## TASK PROMPT
Extract all of the entries and set them down verbatim.

-- Start of MATERIAL SHOWN --

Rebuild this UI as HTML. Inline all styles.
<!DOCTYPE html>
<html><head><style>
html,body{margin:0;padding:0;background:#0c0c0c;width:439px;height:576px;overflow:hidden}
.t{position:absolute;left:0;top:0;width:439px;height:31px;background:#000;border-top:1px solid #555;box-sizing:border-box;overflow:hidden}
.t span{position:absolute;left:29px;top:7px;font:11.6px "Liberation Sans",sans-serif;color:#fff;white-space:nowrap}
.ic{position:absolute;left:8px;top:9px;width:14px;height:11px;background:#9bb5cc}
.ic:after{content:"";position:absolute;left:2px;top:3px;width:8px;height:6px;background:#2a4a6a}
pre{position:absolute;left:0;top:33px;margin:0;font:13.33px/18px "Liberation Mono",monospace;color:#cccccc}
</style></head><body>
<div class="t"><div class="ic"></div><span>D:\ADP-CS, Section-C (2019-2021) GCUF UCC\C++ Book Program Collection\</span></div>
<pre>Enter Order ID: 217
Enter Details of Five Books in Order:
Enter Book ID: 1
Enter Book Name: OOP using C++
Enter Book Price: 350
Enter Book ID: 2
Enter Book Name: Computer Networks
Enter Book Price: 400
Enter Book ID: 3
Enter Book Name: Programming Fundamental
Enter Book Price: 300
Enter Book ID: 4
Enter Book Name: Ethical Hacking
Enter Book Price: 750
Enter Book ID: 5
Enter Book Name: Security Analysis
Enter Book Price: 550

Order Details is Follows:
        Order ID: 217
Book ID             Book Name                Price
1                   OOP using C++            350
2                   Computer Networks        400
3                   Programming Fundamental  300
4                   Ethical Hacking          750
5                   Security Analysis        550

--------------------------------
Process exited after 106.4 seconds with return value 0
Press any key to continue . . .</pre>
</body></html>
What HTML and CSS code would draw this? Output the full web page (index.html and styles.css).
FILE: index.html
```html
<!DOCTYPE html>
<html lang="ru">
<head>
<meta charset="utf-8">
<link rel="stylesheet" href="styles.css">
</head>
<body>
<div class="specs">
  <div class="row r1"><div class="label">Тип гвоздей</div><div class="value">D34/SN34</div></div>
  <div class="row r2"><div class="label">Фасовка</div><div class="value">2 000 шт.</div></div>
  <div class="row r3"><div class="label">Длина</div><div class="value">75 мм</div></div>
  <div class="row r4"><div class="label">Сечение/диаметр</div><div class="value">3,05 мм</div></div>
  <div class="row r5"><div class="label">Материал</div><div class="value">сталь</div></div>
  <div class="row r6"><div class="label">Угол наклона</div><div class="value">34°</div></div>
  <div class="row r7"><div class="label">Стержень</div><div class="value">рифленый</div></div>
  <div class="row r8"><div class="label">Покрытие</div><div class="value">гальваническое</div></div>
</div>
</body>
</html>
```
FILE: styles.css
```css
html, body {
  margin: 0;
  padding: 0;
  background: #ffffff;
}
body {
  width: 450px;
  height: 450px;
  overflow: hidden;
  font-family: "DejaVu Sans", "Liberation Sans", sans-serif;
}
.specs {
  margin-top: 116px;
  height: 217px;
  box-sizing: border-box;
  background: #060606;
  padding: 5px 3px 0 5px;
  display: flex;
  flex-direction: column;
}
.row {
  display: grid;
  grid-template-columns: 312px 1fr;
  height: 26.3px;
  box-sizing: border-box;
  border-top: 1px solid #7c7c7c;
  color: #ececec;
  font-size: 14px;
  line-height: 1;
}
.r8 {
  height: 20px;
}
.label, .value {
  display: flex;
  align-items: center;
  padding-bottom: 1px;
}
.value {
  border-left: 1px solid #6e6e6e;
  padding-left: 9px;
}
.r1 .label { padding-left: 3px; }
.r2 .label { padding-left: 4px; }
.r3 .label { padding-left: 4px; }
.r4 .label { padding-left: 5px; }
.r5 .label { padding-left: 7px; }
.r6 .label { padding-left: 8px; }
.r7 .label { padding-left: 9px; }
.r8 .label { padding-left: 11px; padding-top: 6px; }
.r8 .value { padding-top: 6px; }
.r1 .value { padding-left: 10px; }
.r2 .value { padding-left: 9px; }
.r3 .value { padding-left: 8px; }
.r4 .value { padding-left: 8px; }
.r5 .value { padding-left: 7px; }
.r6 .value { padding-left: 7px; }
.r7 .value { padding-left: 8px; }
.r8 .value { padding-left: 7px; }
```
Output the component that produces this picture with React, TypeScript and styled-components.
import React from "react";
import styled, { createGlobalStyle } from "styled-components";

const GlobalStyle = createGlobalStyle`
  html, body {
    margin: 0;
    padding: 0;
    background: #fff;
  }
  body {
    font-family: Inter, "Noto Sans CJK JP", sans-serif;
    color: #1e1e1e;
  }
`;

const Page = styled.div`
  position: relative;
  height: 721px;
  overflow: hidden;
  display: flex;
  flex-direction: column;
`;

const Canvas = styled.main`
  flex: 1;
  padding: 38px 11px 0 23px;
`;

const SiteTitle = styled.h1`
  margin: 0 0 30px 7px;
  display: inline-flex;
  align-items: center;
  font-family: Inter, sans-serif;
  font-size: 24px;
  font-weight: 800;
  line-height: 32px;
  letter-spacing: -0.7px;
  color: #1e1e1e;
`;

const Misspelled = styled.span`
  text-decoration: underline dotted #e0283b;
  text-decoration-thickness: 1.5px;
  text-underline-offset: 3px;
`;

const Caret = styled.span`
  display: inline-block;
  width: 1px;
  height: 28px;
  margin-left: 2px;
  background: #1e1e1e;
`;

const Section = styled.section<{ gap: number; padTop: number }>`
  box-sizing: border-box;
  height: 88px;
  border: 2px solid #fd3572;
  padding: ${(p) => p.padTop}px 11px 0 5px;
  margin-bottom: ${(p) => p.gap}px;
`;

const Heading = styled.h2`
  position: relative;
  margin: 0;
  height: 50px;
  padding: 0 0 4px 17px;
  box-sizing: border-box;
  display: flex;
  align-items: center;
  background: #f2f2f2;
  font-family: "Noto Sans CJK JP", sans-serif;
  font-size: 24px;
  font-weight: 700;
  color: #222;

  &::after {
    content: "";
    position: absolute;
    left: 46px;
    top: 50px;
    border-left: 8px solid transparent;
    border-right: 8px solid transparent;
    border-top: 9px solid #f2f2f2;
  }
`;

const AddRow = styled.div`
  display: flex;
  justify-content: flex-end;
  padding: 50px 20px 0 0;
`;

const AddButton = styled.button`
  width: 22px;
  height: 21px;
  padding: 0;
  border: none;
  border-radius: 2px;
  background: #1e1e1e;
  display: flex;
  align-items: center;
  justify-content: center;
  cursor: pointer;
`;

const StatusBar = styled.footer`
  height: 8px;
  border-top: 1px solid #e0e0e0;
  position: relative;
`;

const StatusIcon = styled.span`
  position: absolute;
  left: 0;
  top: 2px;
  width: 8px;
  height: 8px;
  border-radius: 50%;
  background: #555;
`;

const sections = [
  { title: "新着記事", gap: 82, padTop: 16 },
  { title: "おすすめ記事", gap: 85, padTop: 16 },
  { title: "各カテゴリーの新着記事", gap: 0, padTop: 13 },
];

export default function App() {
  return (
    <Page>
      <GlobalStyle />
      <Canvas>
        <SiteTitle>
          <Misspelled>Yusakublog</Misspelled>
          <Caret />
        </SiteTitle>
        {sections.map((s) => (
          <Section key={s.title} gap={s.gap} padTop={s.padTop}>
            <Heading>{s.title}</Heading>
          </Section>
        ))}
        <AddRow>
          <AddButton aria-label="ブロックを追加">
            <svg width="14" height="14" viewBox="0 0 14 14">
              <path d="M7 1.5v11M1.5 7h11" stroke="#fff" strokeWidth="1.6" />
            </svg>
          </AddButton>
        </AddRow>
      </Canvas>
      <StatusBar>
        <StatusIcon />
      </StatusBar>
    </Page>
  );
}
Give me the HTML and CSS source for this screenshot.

-- End of MATERIAL SHOWN --

## FINAL ANSWER
Rebuild this UI as HTML. Inline all styles.
<!DOCTYPE html>
<html><head><style>
html,body{margin:0;padding:0;background:#0c0c0c;width:439px;height:576px;overflow:hidden}
.t{position:absolute;left:0;top:0;width:439px;height:31px;background:#000;border-top:1px solid #555;box-sizing:border-box;overflow:hidden}
.t span{position:absolute;left:29px;top:7px;font:11.6px "Liberation Sans",sans-serif;color:#fff;white-space:nowrap}
.ic{position:absolute;left:8px;top:9px;width:14px;height:11px;background:#9bb5cc}
.ic:after{content:"";position:absolute;left:2px;top:3px;width:8px;height:6px;background:#2a4a6a}
pre{position:absolute;left:0;top:33px;margin:0;font:13.33px/18px "Liberation Mono",monospace;color:#cccccc}
</style></head><body>
<div class="t"><div class="ic"></div><span>D:\ADP-CS, Section-C (2019-2021) GCUF UCC\C++ Book Program Collection\</span></div>
<pre>Enter Order ID: 217
Enter Details of Five Books in Order:
Enter Book ID: 1
Enter Book Name: OOP using C++
Enter Book Price: 350
Enter Book ID: 2
Enter Book Name: Computer Networks
Enter Book Price: 400
Enter Book ID: 3
Enter Book Name: Programming Fundamental
Enter Book Price: 300
Enter Book ID: 4
Enter Book Name: Ethical Hacking
Enter Book Price: 750
Enter Book ID: 5
Enter Book Name: Security Analysis
Enter Book Price: 550

Order Details is Follows:
        Order ID: 217
Book ID             Book Name                Price
1                   OOP using C++            350
2                   Computer Networks        400
3                   Programming Fundamental  300
4                   Ethical Hacking          750
5                   Security Analysis        550

--------------------------------
Process exited after 106.4 seconds with return value 0
Press any key to continue . . .</pre>
</body></html>
What HTML and CSS code would draw this? Output the full web page (index.html and styles.css).
FILE: index.html
```html
<!DOCTYPE html>
<html lang="ru">
<head>
<meta charset="utf-8">
<link rel="stylesheet" href="styles.css">
</head>
<body>
<div class="specs">
  <div class="row r1"><div class="label">Тип гвоздей</div><div class="value">D34/SN34</div></div>
  <div class="row r2"><div class="label">Фасовка</div><div class="value">2 000 шт.</div></div>
  <div class="row r3"><div class="label">Длина</div><div class="value">75 мм</div></div>
  <div class="row r4"><div class="label">Сечение/диаметр</div><div class="value">3,05 мм</div></div>
  <div class="row r5"><div class="label">Материал</div><div class="value">сталь</div></div>
  <div class="row r6"><div class="label">Угол наклона</div><div class="value">34°</div></div>
  <div class="row r7"><div class="label">Стержень</div><div class="value">рифленый</div></div>
  <div class="row r8"><div class="label">Покрытие</div><div class="value">гальваническое</div></div>
</div>
</body>
</html>
```
FILE: styles.css
```css
html, body {
  margin: 0;
  padding: 0;
  background: #ffffff;
}
body {
  width: 450px;
  height: 450px;
  overflow: hidden;
  font-family: "DejaVu Sans", "Liberation Sans", sans-serif;
}
.specs {
  margin-top: 116px;
  height: 217px;
  box-sizing: border-box;
  background: #060606;
  padding: 5px 3px 0 5px;
  display: flex;
  flex-direction: column;
}
.row {
  display: grid;
  grid-template-columns: 312px 1fr;
  height: 26.3px;
  box-sizing: border-box;
  border-top: 1px solid #7c7c7c;
  color: #ececec;
  font-size: 14px;
  line-height: 1;
}
.r8 {
  height: 20px;
}
.label, .value {
  display: flex;
  align-items: center;
  padding-bottom: 1px;
}
.value {
  border-left: 1px solid #6e6e6e;
  padding-left: 9px;
}
.r1 .label { padding-left: 3px; }
.r2 .label { padding-left: 4px; }
.r3 .label { padding-left: 4px; }
.r4 .label { padding-left: 5px; }
.r5 .label { padding-left: 7px; }
.r6 .label { padding-left: 8px; }
.r7 .label { padding-left: 9px; }
.r8 .label { padding-left: 11px; padding-top: 6px; }
.r8 .value { padding-top: 6px; }
.r1 .value { padding-left: 10px; }
.r2 .value { padding-left: 9px; }
.r3 .value { padding-left: 8px; }
.r4 .value { padding-left: 8px; }
.r5 .value { padding-left: 7px; }
.r6 .value { padding-left: 7px; }
.r7 .value { padding-left: 8px; }
.r8 .value { padding-left: 7px; }
```
Output the component that produces this picture with React, TypeScript and styled-components.
import React from "react";
import styled, { createGlobalStyle } from "styled-components";

const GlobalStyle = createGlobalStyle`
  html, body {
    margin: 0;
    padding: 0;
    background: #fff;
  }
  body {
    font-family: Inter, "Noto Sans CJK JP", sans-serif;
    color: #1e1e1e;
  }
`;

const Page = styled.div`
  position: relative;
  height: 721px;
  overflow: hidden;
  display: flex;
  flex-direction: column;
`;

const Canvas = styled.main`
  flex: 1;
  padding: 38px 11px 0 23px;
`;

const SiteTitle = styled.h1`
  margin: 0 0 30px 7px;
  display: inline-flex;
  align-items: center;
  font-family: Inter, sans-serif;
  font-size: 24px;
  font-weight: 800;
  line-height: 32px;
  letter-spacing: -0.7px;
  color: #1e1e1e;
`;

const Misspelled = styled.span`
  text-decoration: underline dotted #e0283b;
  text-decoration-thickness: 1.5px;
  text-underline-offset: 3px;
`;

const Caret = styled.span`
  display: inline-block;
  width: 1px;
  height: 28px;
  margin-left: 2px;
  background: #1e1e1e;
`;

const Section = styled.section<{ gap: number; padTop: number }>`
  box-sizing: border-box;
  height: 88px;
  border: 2px solid #fd3572;
  padding: ${(p) => p.padTop}px 11px 0 5px;
  margin-bottom: ${(p) => p.gap}px;
`;

const Heading = styled.h2`
  position: relative;
  margin: 0;
  height: 50px;
  padding: 0 0 4px 17px;
  box-sizing: border-box;
  display: flex;
  align-items: center;
  background: #f2f2f2;
  font-family: "Noto Sans CJK JP", sans-serif;
  font-size: 24px;
  font-weight: 700;
  color: #222;

  &::after {
    content: "";
    position: absolute;
    left: 46px;
    top: 50px;
    border-left: 8px solid transparent;
    border-right: 8px solid transparent;
    border-top: 9px solid #f2f2f2;
  }
`;

const AddRow = styled.div`
  display: flex;
  justify-content: flex-end;
  padding: 50px 20px 0 0;
`;

const AddButton = styled.button`
  width: 22px;
  height: 21px;
  padding: 0;
  border: none;
  border-radius: 2px;
  background: #1e1e1e;
  display: flex;
  align-items: center;
  justify-content: center;
  cursor: pointer;
`;

const StatusBar = styled.footer`
  height: 8px;
  border-top: 1px solid #e0e0e0;
  position: relative;
`;

const StatusIcon = styled.span`
  position: absolute;
  left: 0;
  top: 2px;
  width: 8px;
  height: 8px;
  border-radius: 50%;
  background: #555;
`;

const sections = [
  { title: "新着記事", gap: 82, padTop: 16 },
  { title: "おすすめ記事", gap: 85, padTop: 16 },
  { title: "各カテゴリーの新着記事", gap: 0, padTop: 13 },
];

export default function App() {
  return (
    <Page>
      <GlobalStyle />
      <Canvas>
        <SiteTitle>
          <Misspelled>Yusakublog</Misspelled>
          <Caret />
        </SiteTitle>
        {sections.map((s) => (
          <Section key={s.title} gap={s.gap} padTop={s.padTop}>
            <Heading>{s.title}</Heading>
          </Section>
        ))}
        <AddRow>
          <AddButton aria-label="ブロックを追加">
            <svg width="14" height="14" viewBox="0 0 14 14">
              <path d="M7 1.5v11M1.5 7h11" stroke="#fff" strokeWidth="1.6" />
            </svg>
          </AddButton>
        </AddRow>
      </Canvas>
      <StatusBar>
        <StatusIcon />
      </StatusBar>
    </Page>
  );
}
Give me the HTML and CSS source for this screenshot.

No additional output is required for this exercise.